De acuerdo, «Cinco horas con Mario» está muy apegada a la actualidad de su tiempo (mediados de los años 60): Carmen comenta las revoluciones del Concilio Vaticano II, las bondades de los 600? Y eso, claro, desprende lectores (espectadores) presentes y, a la vez, descubre las raíces de los lectores pasados. A un tipo del siglo XXI las «modernidades» de Juan XXXIII se le pueden antojar superadas. Los 600 son coches de coleccionista? Y las colecciones se guardan en los museos. Pero «Cinco horas con Mario» no es una reconstrucción arqueológica del pasado (o, por lo menos, no debería serlo). La novela de Delibes -y su versión teatral- son algo más: una historia triste que hubiera sido feliz con una noche de diálogo. Carmen arrastra todavía los sucesos de una noche de bodas demasiado alejada de las noches de bodas al uso.

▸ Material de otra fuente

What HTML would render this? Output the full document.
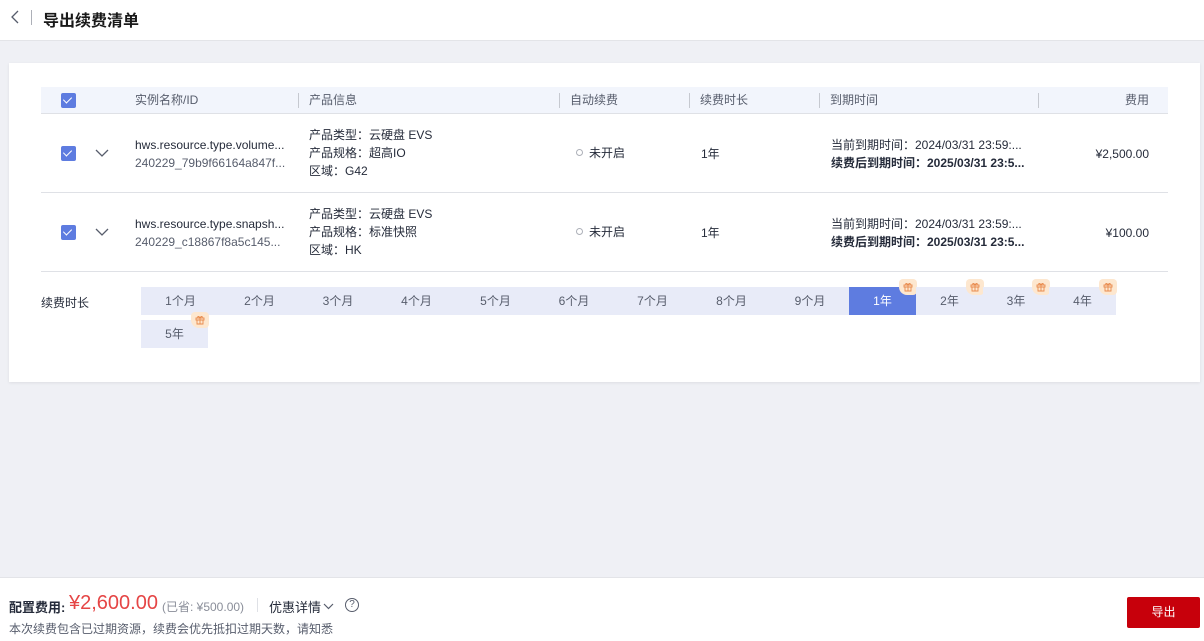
<!DOCTYPE html>
<html><head><meta charset="utf-8"><style>
*{box-sizing:border-box;margin:0;padding:0}
body{width:1204px;height:641px;background:#eff0f5;font-family:"Liberation Sans","Noto Sans CJK SC",sans-serif;font-size:12px;color:#252b3a;position:relative;overflow:hidden}
.hdr{position:absolute;left:0;top:0;width:1204px;height:41px;background:#fff;border-bottom:1px solid #e3e4e8}
.hdr .t{position:absolute;left:43px;top:7px;font-size:16px;font-weight:bold;color:#191919}
.card{position:absolute;left:9px;top:63px;width:1191px;height:319px;background:#fff;box-shadow:0 1px 3px rgba(0,0,0,.08)}
.abs{position:absolute;white-space:nowrap}
.cb{position:absolute;width:15px;height:15px;background:#5e7ce0;border-radius:2px}
.cb:after{content:"";position:absolute;left:4px;top:2px;width:4px;height:7px;border:solid #fff;border-width:0 1.5px 1.5px 0;transform:rotate(45deg)}
.th{position:absolute;left:32px;top:24px;width:1127px;height:27px;background:#f2f5fc;border-bottom:1px solid #dfe1e6}
.th span{position:absolute;top:4px;color:#575d6c}
.sep{position:absolute;top:6px;width:1px;height:15px;background:#c6c9d0}
.row{position:absolute;left:32px;width:1127px;height:79px;border-bottom:1px solid #dfe1e6;line-height:18px}
.gray{color:#575d6c}
.dot{display:inline-block;width:7px;height:7px;border:1.5px solid #adb0b8;border-radius:50%;margin-right:6px;vertical-align:1px}
.dur{position:absolute;height:28px;background:#e8ebf8;text-align:center;line-height:28px;color:#575d6c}
.dur.on{background:#5e7ce0;color:#fff}
.gift{position:absolute;right:-1px;top:-8px;width:18px;height:16px;background:#fde7cf;border-radius:4px 4px 4px 8px}
.gift svg{position:absolute;left:4px;top:3px}
.ftr{position:absolute;left:0;top:577px;width:1204px;height:64px;background:#fff;border-top:1px solid #e3e4e8}
</style></head><body>
<div class="hdr">
<svg class="abs" style="left:10px;top:10px" width="12" height="14"><path d="M8 1L2 7l6 6" fill="none" stroke="#575d6c" stroke-width="1.3"/></svg>
<div class="abs" style="left:31px;top:10px;width:1px;height:15px;background:#adb0b8"></div>
<div class="t">导出续费清单</div>
</div>
<div class="card">
<div class="th">
<div class="cb" style="left:20px;top:6px"></div>
<span style="left:94px">实例名称/ID</span>
<div class="sep" style="left:257px"></div><span style="left:268px">产品信息</span>
<div class="sep" style="left:518px"></div><span style="left:529px">自动续费</span>
<div class="sep" style="left:648px"></div><span style="left:659px">续费时长</span>
<div class="sep" style="left:778px"></div><span style="left:789px">到期时间</span>
<div class="sep" style="left:997px"></div><span style="right:19px">费用</span>
</div>
<div class="row" style="top:51px">
<div class="cb" style="left:20px;top:32px"></div>
<svg class="abs" style="left:54px;top:35px" width="14" height="9"><path d="M1 1l6 6 6-6" fill="none" stroke="#575d6c" stroke-width="1.3"/></svg>
<div class="abs" style="left:94px;top:22px">hws.resource.type.volume...<br><span class="gray">240229_79b9f66164a847f...</span></div>
<div class="abs" style="left:268px;top:12px">产品类型：云硬盘 EVS<br>产品规格：超高IO<br>区域：G42</div>
<div class="abs" style="left:535px;top:30px"><span class="dot"></span>未开启</div>
<div class="abs" style="left:660px;top:31px">1年</div>
<div class="abs" style="left:790px;top:22px">当前到期时间：2024/03/31 23:59:...<br><b>续费后到期时间：2025/03/31 23:5...</b></div>
<div class="abs" style="right:19px;top:31px">¥2,500.00</div>
</div>
<div class="row" style="top:130px">
<div class="cb" style="left:20px;top:32px"></div>
<svg class="abs" style="left:54px;top:35px" width="14" height="9"><path d="M1 1l6 6 6-6" fill="none" stroke="#575d6c" stroke-width="1.3"/></svg>
<div class="abs" style="left:94px;top:22px">hws.resource.type.snapsh...<br><span class="gray">240229_c18867f8a5c145...</span></div>
<div class="abs" style="left:268px;top:12px">产品类型：云硬盘 EVS<br>产品规格：标准快照<br>区域：HK</div>
<div class="abs" style="left:535px;top:30px"><span class="dot"></span>未开启</div>
<div class="abs" style="left:660px;top:31px">1年</div>
<div class="abs" style="left:790px;top:22px">当前到期时间：2024/03/31 23:59:...<br><b>续费后到期时间：2025/03/31 23:5...</b></div>
<div class="abs" style="right:19px;top:31px">¥100.00</div>
</div>
<div class="abs" style="left:32px;top:231px">续费时长</div>
<div class="dur" style="left:132px;top:224px;width:79px">1个月</div>
<div class="dur" style="left:211px;top:224px;width:79px">2个月</div>
<div class="dur" style="left:290px;top:224px;width:78px">3个月</div>
<div class="dur" style="left:368px;top:224px;width:79px">4个月</div>
<div class="dur" style="left:447px;top:224px;width:79px">5个月</div>
<div class="dur" style="left:526px;top:224px;width:78px">6个月</div>
<div class="dur" style="left:604px;top:224px;width:79px">7个月</div>
<div class="dur" style="left:683px;top:224px;width:79px">8个月</div>
<div class="dur" style="left:762px;top:224px;width:78px">9个月</div>
<div class="dur on" style="left:840px;top:224px;width:67px">1年<i class="gift"><svg width="10" height="10"><path d="M1 3h8v2H1zM2 5h6v4H2zM5 3v6M5 3C4 1 2 1 3 3M5 3C6 1 8 1 7 3" fill="none" stroke="#e88a4c" stroke-width="0.9"/></svg></i></div>
<div class="dur" style="left:907px;top:224px;width:67px">2年<i class="gift"><svg width="10" height="10"><path d="M1 3h8v2H1zM2 5h6v4H2zM5 3v6M5 3C4 1 2 1 3 3M5 3C6 1 8 1 7 3" fill="none" stroke="#e88a4c" stroke-width="0.9"/></svg></i></div>
<div class="dur" style="left:974px;top:224px;width:66px">3年<i class="gift"><svg width="10" height="10"><path d="M1 3h8v2H1zM2 5h6v4H2zM5 3v6M5 3C4 1 2 1 3 3M5 3C6 1 8 1 7 3" fill="none" stroke="#e88a4c" stroke-width="0.9"/></svg></i></div>
<div class="dur" style="left:1040px;top:224px;width:67px">4年<i class="gift"><svg width="10" height="10"><path d="M1 3h8v2H1zM2 5h6v4H2zM5 3v6M5 3C4 1 2 1 3 3M5 3C6 1 8 1 7 3" fill="none" stroke="#e88a4c" stroke-width="0.9"/></svg></i></div>
<div class="dur" style="left:132px;top:257px;width:67px">5年<i class="gift"><svg width="10" height="10"><path d="M1 3h8v2H1zM2 5h6v4H2zM5 3v6M5 3C4 1 2 1 3 3M5 3C6 1 8 1 7 3" fill="none" stroke="#e88a4c" stroke-width="0.9"/></svg></i></div>
</div>
<div class="ftr">
<div class="abs" style="left:9px;top:19px;font-weight:bold;font-size:13px">配置费用:</div>
<div class="abs" style="left:69px;top:14px;font-size:20px;color:#e54545">¥2,600.00</div>
<div class="abs" style="left:162px;top:20px;color:#8a8e99">(已省: ¥500.00)</div>
<div class="abs" style="left:257px;top:20px;width:1px;height:14px;background:#dfe1e6"></div>
<div class="abs" style="left:269px;top:19px;font-size:13px">优惠详情</div>
<svg class="abs" style="left:323px;top:25px" width="11" height="7"><path d="M1 1l4.5 4.5L10 1" fill="none" stroke="#575d6c" stroke-width="1.2"/></svg>
<div class="abs" style="left:345px;top:20px;width:14px;height:14px;border:1px solid #575d6c;border-radius:50%;font-size:10px;line-height:12px;text-align:center;color:#575d6c">?</div>
<div class="abs" style="left:9px;top:42px;color:#575d6c">本次续费包含已过期资源，续费会优先抵扣过期天数，请知悉</div>
<div class="abs" style="left:1127px;top:19px;width:73px;height:31px;background:#c7000b;color:#fff;text-align:center;line-height:31px;border-radius:2px">导出</div>
</div>
</body></html>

¿Cómo es posible que aquella triste historia de Carmen mantenga todavía la vigencia que posee? Lo primero: por Natalia Millán, una actriz enorme que encarna la tristeza de los sueños nunca confesados. «Cinco horas con Mario» es un soliloquio de 90 minutos que condena los silencios y que abre las puertas a la esperanza. Los principios invocados por Carmen Sotillo al final se pueden cambiar. Y en la posibilidad del cambio está el perdón de todos los pecados. Para Carmen, Mario es un pecador, pero es su pecador. Para los espectadores, Carmen es la pecadora, pero cuenta con la posibilidad de la redención, del cielo que la espera. Por eso «Cinco horas con Mario» conmociona; por eso, cuando se hace el oscuro, en el final de la función, los espectadores aplauden como aplauden; por eso Natalia Millán, la actriz que es Carmen Sotillo, que nació para ser Carmen Sotillo, se emociona cuando recibe las palmas de un auditorio completo entregado a esa hora suya de lamentos, de chistes racistas, de celos (¿fundados?) de su cuñada? Carmen está sola en el escenario, llora y ríe delante de Mario. El muerto se ha ido y Carmen tiene la posibilidad de empezar a vivir.